▶ _What you are asked to do_:
Below is a listing; write it out exactly and drop any images from it.

───── Data shown

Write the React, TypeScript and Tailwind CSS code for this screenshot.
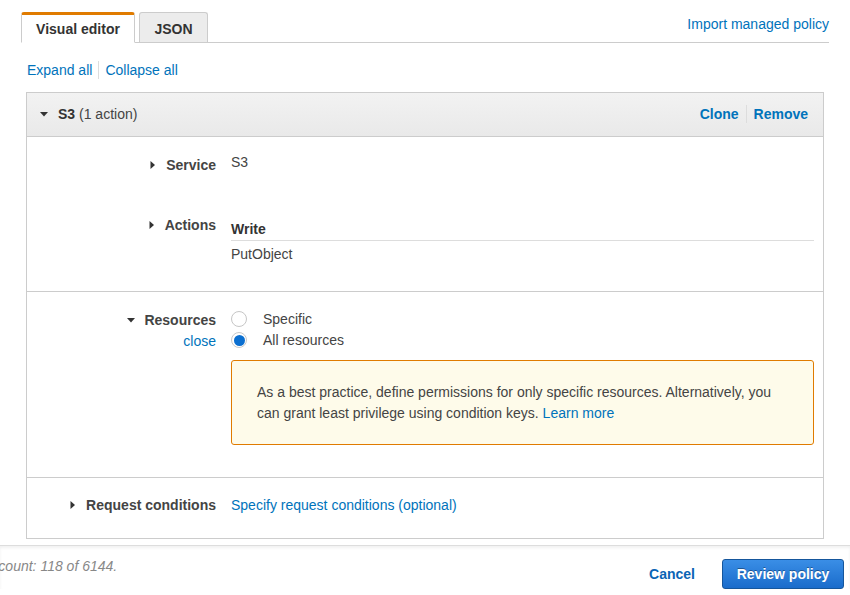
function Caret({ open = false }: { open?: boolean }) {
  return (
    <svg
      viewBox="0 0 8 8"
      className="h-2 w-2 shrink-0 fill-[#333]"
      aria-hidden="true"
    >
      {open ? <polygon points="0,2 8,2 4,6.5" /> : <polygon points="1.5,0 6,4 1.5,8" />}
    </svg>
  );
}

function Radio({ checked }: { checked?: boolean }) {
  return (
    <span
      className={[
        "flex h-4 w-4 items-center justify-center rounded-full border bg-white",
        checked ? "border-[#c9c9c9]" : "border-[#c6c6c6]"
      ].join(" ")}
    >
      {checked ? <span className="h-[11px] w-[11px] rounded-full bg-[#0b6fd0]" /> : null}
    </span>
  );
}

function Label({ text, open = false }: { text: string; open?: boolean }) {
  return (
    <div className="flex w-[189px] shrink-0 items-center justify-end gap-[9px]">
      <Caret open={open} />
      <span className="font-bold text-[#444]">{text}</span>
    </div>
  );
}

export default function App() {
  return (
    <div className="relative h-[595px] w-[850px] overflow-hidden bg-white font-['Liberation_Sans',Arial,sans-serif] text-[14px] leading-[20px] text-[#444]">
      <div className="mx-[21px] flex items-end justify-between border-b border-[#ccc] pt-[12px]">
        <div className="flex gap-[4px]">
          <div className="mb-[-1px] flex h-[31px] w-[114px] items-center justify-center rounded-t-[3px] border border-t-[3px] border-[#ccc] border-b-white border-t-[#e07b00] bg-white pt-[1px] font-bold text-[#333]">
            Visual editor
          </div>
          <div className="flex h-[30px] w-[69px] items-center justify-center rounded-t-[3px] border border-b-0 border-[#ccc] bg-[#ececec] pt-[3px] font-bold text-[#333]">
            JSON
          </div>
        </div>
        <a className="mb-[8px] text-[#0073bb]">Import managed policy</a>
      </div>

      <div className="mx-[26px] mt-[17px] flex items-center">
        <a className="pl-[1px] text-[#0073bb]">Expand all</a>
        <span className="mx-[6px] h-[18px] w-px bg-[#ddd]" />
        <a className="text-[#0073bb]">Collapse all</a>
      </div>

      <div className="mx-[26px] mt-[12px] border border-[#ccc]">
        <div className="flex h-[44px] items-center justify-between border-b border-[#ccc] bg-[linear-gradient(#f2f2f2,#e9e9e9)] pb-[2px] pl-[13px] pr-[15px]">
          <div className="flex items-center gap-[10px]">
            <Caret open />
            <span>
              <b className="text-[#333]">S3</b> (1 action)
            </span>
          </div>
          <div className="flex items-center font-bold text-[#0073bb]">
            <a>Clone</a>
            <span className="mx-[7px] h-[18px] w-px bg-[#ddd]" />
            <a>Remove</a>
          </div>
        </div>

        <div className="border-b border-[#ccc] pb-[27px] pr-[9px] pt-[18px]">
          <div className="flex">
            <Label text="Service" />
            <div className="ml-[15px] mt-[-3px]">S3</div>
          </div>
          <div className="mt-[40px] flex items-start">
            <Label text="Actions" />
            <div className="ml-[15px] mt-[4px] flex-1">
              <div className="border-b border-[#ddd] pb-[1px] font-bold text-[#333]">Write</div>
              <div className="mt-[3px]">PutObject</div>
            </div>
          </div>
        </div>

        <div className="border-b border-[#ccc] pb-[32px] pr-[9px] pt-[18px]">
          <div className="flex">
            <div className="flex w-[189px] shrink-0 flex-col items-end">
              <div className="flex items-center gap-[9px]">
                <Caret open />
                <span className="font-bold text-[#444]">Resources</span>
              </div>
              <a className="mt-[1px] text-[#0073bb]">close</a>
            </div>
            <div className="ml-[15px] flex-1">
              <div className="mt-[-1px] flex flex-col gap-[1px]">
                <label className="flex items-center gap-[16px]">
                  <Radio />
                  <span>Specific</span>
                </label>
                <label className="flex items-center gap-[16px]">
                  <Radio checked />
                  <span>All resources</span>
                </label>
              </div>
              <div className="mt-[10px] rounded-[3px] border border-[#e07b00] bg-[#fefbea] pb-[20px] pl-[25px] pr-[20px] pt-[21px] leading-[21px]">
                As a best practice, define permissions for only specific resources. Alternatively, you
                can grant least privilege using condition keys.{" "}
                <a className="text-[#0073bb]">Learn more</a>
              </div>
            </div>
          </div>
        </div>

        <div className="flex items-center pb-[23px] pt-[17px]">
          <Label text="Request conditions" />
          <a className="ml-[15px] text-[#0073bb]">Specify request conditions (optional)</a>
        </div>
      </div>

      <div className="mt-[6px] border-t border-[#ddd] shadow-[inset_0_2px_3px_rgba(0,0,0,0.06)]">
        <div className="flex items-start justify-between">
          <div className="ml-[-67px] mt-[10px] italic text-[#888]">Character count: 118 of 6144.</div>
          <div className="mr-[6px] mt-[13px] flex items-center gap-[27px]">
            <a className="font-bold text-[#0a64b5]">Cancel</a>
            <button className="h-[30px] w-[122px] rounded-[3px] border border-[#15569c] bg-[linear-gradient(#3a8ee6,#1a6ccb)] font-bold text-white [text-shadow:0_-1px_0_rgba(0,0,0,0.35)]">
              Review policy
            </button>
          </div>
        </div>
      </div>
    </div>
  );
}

──────────

▶ _In response_:
Write the React, TypeScript and Tailwind CSS code for this screenshot.
function Caret({ open = false }: { open?: boolean }) {
  return (
    <svg
      viewBox="0 0 8 8"
      className="h-2 w-2 shrink-0 fill-[#333]"
      aria-hidden="true"
    >
      {open ? <polygon points="0,2 8,2 4,6.5" /> : <polygon points="1.5,0 6,4 1.5,8" />}
    </svg>
  );
}

function Radio({ checked }: { checked?: boolean }) {
  return (
    <span
      className={[
        "flex h-4 w-4 items-center justify-center rounded-full border bg-white",
        checked ? "border-[#c9c9c9]" : "border-[#c6c6c6]"
      ].join(" ")}
    >
      {checked ? <span className="h-[11px] w-[11px] rounded-full bg-[#0b6fd0]" /> : null}
    </span>
  );
}

function Label({ text, open = false }: { text: string; open?: boolean }) {
  return (
    <div className="flex w-[189px] shrink-0 items-center justify-end gap-[9px]">
      <Caret open={open} />
      <span className="font-bold text-[#444]">{text}</span>
    </div>
  );
}

export default function App() {
  return (
    <div className="relative h-[595px] w-[850px] overflow-hidden bg-white font-['Liberation_Sans',Arial,sans-serif] text-[14px] leading-[20px] text-[#444]">
      <div className="mx-[21px] flex items-end justify-between border-b border-[#ccc] pt-[12px]">
        <div className="flex gap-[4px]">
          <div className="mb-[-1px] flex h-[31px] w-[114px] items-center justify-center rounded-t-[3px] border border-t-[3px] border-[#ccc] border-b-white border-t-[#e07b00] bg-white pt-[1px] font-bold text-[#333]">
            Visual editor
          </div>
          <div className="flex h-[30px] w-[69px] items-center justify-center rounded-t-[3px] border border-b-0 border-[#ccc] bg-[#ececec] pt-[3px] font-bold text-[#333]">
            JSON
          </div>
        </div>
        <a className="mb-[8px] text-[#0073bb]">Import managed policy</a>
      </div>

      <div className="mx-[26px] mt-[17px] flex items-center">
        <a className="pl-[1px] text-[#0073bb]">Expand all</a>
        <span className="mx-[6px] h-[18px] w-px bg-[#ddd]" />
        <a className="text-[#0073bb]">Collapse all</a>
      </div>

      <div className="mx-[26px] mt-[12px] border border-[#ccc]">
        <div className="flex h-[44px] items-center justify-between border-b border-[#ccc] bg-[linear-gradient(#f2f2f2,#e9e9e9)] pb-[2px] pl-[13px] pr-[15px]">
          <div className="flex items-center gap-[10px]">
            <Caret open />
            <span>
              <b className="text-[#333]">S3</b> (1 action)
            </span>
          </div>
          <div className="flex items-center font-bold text-[#0073bb]">
            <a>Clone</a>
            <span className="mx-[7px] h-[18px] w-px bg-[#ddd]" />
            <a>Remove</a>
          </div>
        </div>

        <div className="border-b border-[#ccc] pb-[27px] pr-[9px] pt-[18px]">
          <div className="flex">
            <Label text="Service" />
            <div className="ml-[15px] mt-[-3px]">S3</div>
          </div>
          <div className="mt-[40px] flex items-start">
            <Label text="Actions" />
            <div className="ml-[15px] mt-[4px] flex-1">
              <div className="border-b border-[#ddd] pb-[1px] font-bold text-[#333]">Write</div>
              <div className="mt-[3px]">PutObject</div>
            </div>
          </div>
        </div>

        <div className="border-b border-[#ccc] pb-[32px] pr-[9px] pt-[18px]">
          <div className="flex">
            <div className="flex w-[189px] shrink-0 flex-col items-end">
              <div className="flex items-center gap-[9px]">
                <Caret open />
                <span className="font-bold text-[#444]">Resources</span>
              </div>
              <a className="mt-[1px] text-[#0073bb]">close</a>
            </div>
            <div className="ml-[15px] flex-1">
              <div className="mt-[-1px] flex flex-col gap-[1px]">
                <label className="flex items-center gap-[16px]">
                  <Radio />
                  <span>Specific</span>
                </label>
                <label className="flex items-center gap-[16px]">
                  <Radio checked />
                  <span>All resources</span>
                </label>
              </div>
              <div className="mt-[10px] rounded-[3px] border border-[#e07b00] bg-[#fefbea] pb-[20px] pl-[25px] pr-[20px] pt-[21px] leading-[21px]">
                As a best practice, define permissions for only specific resources. Alternatively, you
                can grant least privilege using condition keys.{" "}
                <a className="text-[#0073bb]">Learn more</a>
              </div>
            </div>
          </div>
        </div>

        <div className="flex items-center pb-[23px] pt-[17px]">
          <Label text="Request conditions" />
          <a className="ml-[15px] text-[#0073bb]">Specify request conditions (optional)</a>
        </div>
      </div>

      <div className="mt-[6px] border-t border-[#ddd] shadow-[inset_0_2px_3px_rgba(0,0,0,0.06)]">
        <div className="flex items-start justify-between">
          <div className="ml-[-67px] mt-[10px] italic text-[#888]">Character count: 118 of 6144.</div>
          <div className="mr-[6px] mt-[13px] flex items-center gap-[27px]">
            <a className="font-bold text-[#0a64b5]">Cancel</a>
            <button className="h-[30px] w-[122px] rounded-[3px] border border-[#15569c] bg-[linear-gradient(#3a8ee6,#1a6ccb)] font-bold text-white [text-shadow:0_-1px_0_rgba(0,0,0,0.35)]">
              Review policy
            </button>
          </div>
        </div>
      </div>
    </div>
  );
}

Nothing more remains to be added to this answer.